Felix on the target node​
Felix similarly logs when it detects the migration and assumes the TARGET role for the endpoint:
LiveMigrationCalculator: LiveMigration created/updated ... source=...compute2... target=...compute3... uid=<id>
LiveMigrationCalculator: emitting role for WEP role=TARGET uid=<id> ...
In addition, Felix logs the state machine transitions involved in detailed live migration handling on the target node:
| Transition | Meaning |
|---|---|
| Base → Target | Felix starts setting up networking for the VM on the target node. |
| Target → Live | Felix has detected a GARP (Gratuitous ARP) from the VM, confirming it is now live on the target node, and starts advertising a high priority route to the VM on this node. |
| Live → TimeWait | OpenStack has indicated the migration is complete.
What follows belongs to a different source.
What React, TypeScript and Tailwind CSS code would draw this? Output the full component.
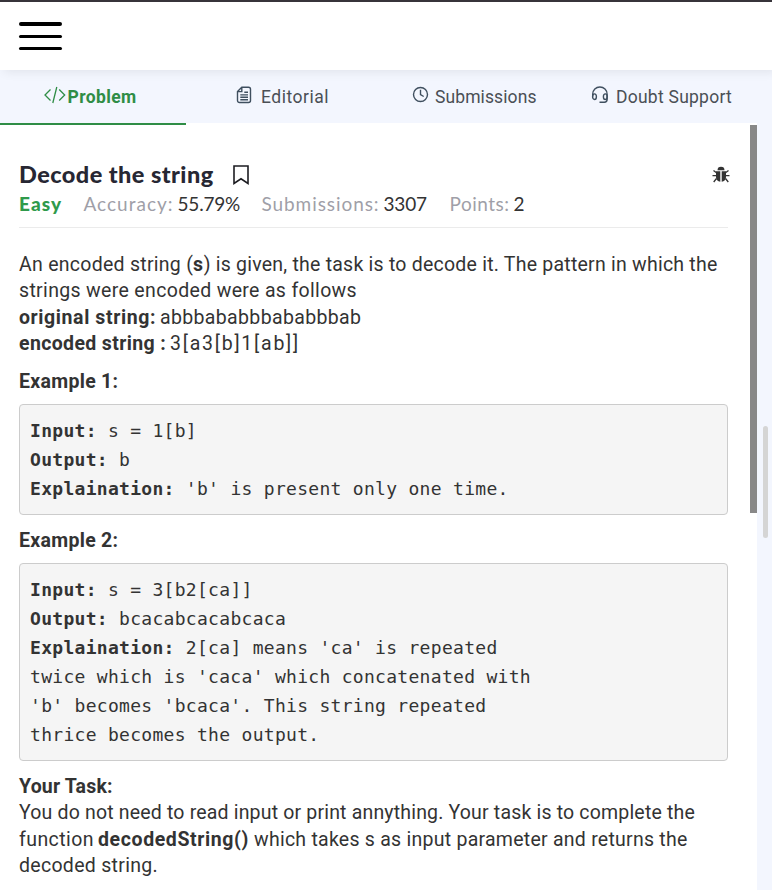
import type { ReactNode } from "react";

function Menu() {
  return (
    <div className="flex w-[43px] flex-col">
      <span className="h-1 rounded-sm bg-black" />
      <span className="mt-[9px] h-[3px] rounded-sm bg-black" />
      <span className="mt-[9px] h-[3px] rounded-sm bg-black" />
    </div>
  );
}

function CodeIcon() {
  return (
    <svg width="22" height="18" viewBox="0 0 22 18" fill="none" stroke="#2f8d46" strokeWidth="1.3">
      <path d="M6.5 3.5 1 9l5.5 5.5M15.200 3.500 20.700 9l-5.500 5.500M12.800 1 8.800 17" />
    </svg>
  );
}

function EditorialIcon() {
  return (
    <svg width="16" height="18" viewBox="0 0 16 18" fill="none" stroke="#3f4f5f" strokeWidth="1.4">
      <path d="M5.800 1.300H12.500a2 2 0 0 1 2 2v11.200a2 2 0 0 1-2 2H3.500a2 2 0 0 1-2-2V5.600zM5.800 1.300v4.300H1.500M8.300 6.200H12M4.300 8.900H12M4.300 11.300H12M4.300 13.700H12" />
    </svg>
  );
}

function ClockIcon() {
  return (
    <svg width="17" height="17" viewBox="0 0 17 17" fill="none" stroke="#3f4f5f" strokeWidth="1.4">
      <circle cx="8.500" cy="8.500" r="7" />
      <path d="M8.500 3.700v5l3.200 1.800" />
    </svg>
  );
}

function HeadsetIcon() {
  return (
    <svg width="18" height="18" viewBox="0 0 18 18" fill="none" stroke="#3f4f5f" strokeWidth="1.4">
      <path d="M1.700 10.500V8.200a7.200 7.200 0 0 1 14.400 0v5.300a2.700 2.700 0 0 1-2.700 2.700H8.500" />
      <ellipse cx="3.500" cy="10.700" rx="1.900" ry="2.800" />
      <ellipse cx="14.300" cy="10.700" rx="1.900" ry="2.800" />
    </svg>
  );
}

function BookmarkIcon() {
  return (
    <svg width="16" height="20" viewBox="0 0 16 20" fill="none" stroke="#1d1d22" strokeWidth="1.600">
      <path d="M1 1h14v17.500l-7-4.700-7 4.700z" />
    </svg>
  );
}

function BugIcon() {
  return (
    <svg width="18" height="18" viewBox="0 0 18 18" fill="#333">
      <path d="M5.500 4.200a3.500 3.400 0 0 1 7 0z" />
      <path d="M4 5.200h4.300v10.600C5.700 15.500 4 13.800 4 11zM9.700 5.200H14V11c0 2.800-1.700 4.500-4.300 4.800z" />
      <path d="M4.500 6.700 1.500 4.500M4 9.700H.5M4.500 12.500 1.700 16M13.500 6.700l3-2.200M14 9.700h3.500M13.500 12.500l2.800 3.500" fill="none" stroke="#333" strokeWidth="1.300" />
    </svg>
  );
}

const pre =
  "h-fit rounded border border-[#ccc] bg-[#f5f5f5] px-[10px] py-[11px] font-['DejaVu_Sans_Mono',monospace] text-[18px] leading-[29px] tracking-[0.295px] whitespace-pre";

function Stat({ label, value, labelClass, valueClass }: { label: ReactNode; value: string; labelClass: string; valueClass: string }) {
  return (
    <div className="flex">
      <span className={`shrink-0 text-[#9f9fa8] ${labelClass}`}>{label}</span>
      <span className={`shrink-0 text-[#333] ${valueClass}`}>{value}</span>
    </div>
  );
}

export default function App() {
  return (
    <div className="flex h-[890px] w-[772px] flex-col overflow-hidden bg-[#f3f6fe] font-[Roboto,sans-serif] text-[#333]">
      <header className="relative h-[70px] shrink-0 border-t-2 border-[#37343a] bg-white pt-5 pl-[19px] shadow-[4px_2px_10px_rgba(0,0,0,0.08)]">
        <Menu />
      </header>

      <nav className="relative z-10 flex h-[53px] shrink-0 text-[17.500px] leading-[24px] text-[#4a4f55]">
        <div className="flex h-[55px] w-[186px] shrink-0 border-b-2 border-[#2f8d46] pt-[15px] pl-[43.500px] text-[#2f8d46]">
          <span className="pt-px"><CodeIcon /></span>
          <b className="ml-[2px] tracking-[0.370px]">Problem</b>
        </div>
        <div className="flex w-[186px] shrink-0 pt-[15px] pl-[50px]">
          <span className="pt-px"><EditorialIcon /></span>
          <span className="ml-[9px] tracking-[0.510px]">Editorial</span>
        </div>
        <div className="flex w-[186px] shrink-0 pt-[15px] pl-10">
          <span className="pt-px"><ClockIcon /></span>
          <span className="ml-[6px] tracking-[0.100px]">Submissions</span>
        </div>
        <div className="flex shrink-0 pt-[15px] pl-[33px]">
          <span className="pt-px"><HeadsetIcon /></span>
          <span className="ml-[7px] tracking-[0.249px] whitespace-nowrap">Doubt Support</span>
        </div>
      </nav>

      <div className="flex min-h-0 flex-1">
        <div className="flex w-[757px] shrink-0 bg-white">
          <main className="ml-[19px] w-[709px] shrink-0">
            <div className="mt-[38px] flex h-[28px] items-center">
              <h1 className="w-[213.500px] font-[Lato,sans-serif] text-[23.500px] font-black tracking-[0.440px] whitespace-nowrap text-[#272733]">Decode the string</h1>
              <BookmarkIcon />
              <span className="ml-auto -mr-[2px]">
                <BugIcon />
              </span>
            </div>
            <div className="flex h-[39px] border-b border-[#ebebeb] pt-[3px] font-[Lato,sans-serif] text-[19px] leading-[24px] whitespace-nowrap">
              <b className="w-[64.500px] shrink-0 font-black tracking-[1.100px] text-[#2f9a4b]">Easy</b>
              <Stat label="Accuracy:" value="55.79%" labelClass="w-[94px] tracking-[1px]" valueClass="w-[84px] tracking-[-0.200px]" />
              <Stat label="Submissions:" value="3307" labelClass="w-[122px] tracking-[0.924px]" valueClass="w-[66px] tracking-[-0.200px]" />
              <Stat label="Points:" value="2" labelClass="w-[64px] tracking-[0.500px]" valueClass="" />
            </div>

            <div className="mt-[24px] text-[19.500px] leading-[26.400px] whitespace-nowrap">
              <p>
                <span className="tracking-[0.270px]">An encoded string (</span>
                <b className="tracking-[0.500px]">s</b>
                <span className="tracking-[0.230px]">) is given, the task is to decode it. The pattern in which the</span>
              </p>
              <p className="tracking-[0.335px]">strings were encoded were as follows</p>
              <p className="flex">
                <b className="w-[141px] tracking-[0.596px]">original string:</b>
                <span className="tracking-[0.350px]">abbbababbbababbbab</span>
              </p>
              <p className="flex">
                <b className="w-[151px] tracking-[0.360px]">encoded string :</b>
                <span className="tracking-[1.768px]">3[a3[b]1[ab]]</span>
              </p>
              <p className="mt-[11px] font-bold tracking-[0.300px]">Example 1:</p>
            </div>

            <pre className={`mt-[9px] ${pre}`}>
              <b>Input:</b>{" s = 1[b]\n"}
              <b>Output:</b>{" b\n"}
              <b>Explaination:</b>{" 'b' is present only one time."}
            </pre>

            <p className="mt-[13px] text-[19.500px] leading-[26px] font-bold tracking-[0.300px]">Example 2:</p>

            <pre className={`mt-[9px] ${pre}`}>
              <b>Input:</b>{" s = 3[b2[ca]]\n"}
              <b>Output:</b>{" bcacabcacabcaca\n"}
              <b>Explaination:</b>{" 2[ca] means 'ca' is repeated\ntwice which is 'caca' which concatenated with\n'b' becomes 'bcaca'. This string repeated\nthrice becomes the output."}
            </pre>

            <div className="mt-[13px] text-[19.500px] leading-[26.400px] whitespace-nowrap">
              <p className="font-bold tracking-[0.180px]">Your Task:</p>
              <p className="tracking-[0.177px]">You do not need to read input or print annything. Your task is to complete the</p>
              <p className="flex">
                <span className="w-[79px] tracking-[0.434px]">function</span>
                <b className="w-[156px] tracking-[0.613px]">decodedString()</b>
                <span className="tracking-[0.250px]">which takes s as input parameter and returns the</span>
              </p>
              <p className="tracking-[0.300px]">decoded string.</p>
            </div>
          </main>
          <div className="mt-[2px] ml-auto h-[388px] w-[7px] bg-[#888]" />
        </div>
        <div className="mt-[303px] ml-[6px] h-[112px] w-[5px] rounded-full bg-[#d5d5d5]" />
      </div>
    </div>
  );
}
High priority route advertisement continues, to allow time for the nearby network to see the deletion of the VM from the source node. |
| TimeWait → Base | Enough time has now passed. Route advertisement for the VM reverts to normal priority. |
For example:
13:31:11.393 [INFO] felix/live_migration.go: Live migration state transition from=Base ... input=Target migrationUid=<id> to=Target
13:31:14.042 [INFO] felix/live_migration.go: Live migration state transition from=Target ... input=GARPDetected migrationUid=<id> to=Live
13:31:15.229 [INFO] felix/live_migration.go: Live migration state transition from=Live ... input=NoRole migrationUid=<id> to=TimeWait
13:31:24.607 [INFO] felix/live_migration.go: Live migration state transition from=TimeWait ... input=Deleted migrationUid=<id> to=Base
The timestamps on these transitions let you measure how long each phase takes. For example, the time between the Target and Live transitions (~2.6s in the above) indicates how long it took for the VM to begin running on the target node after networking was ready.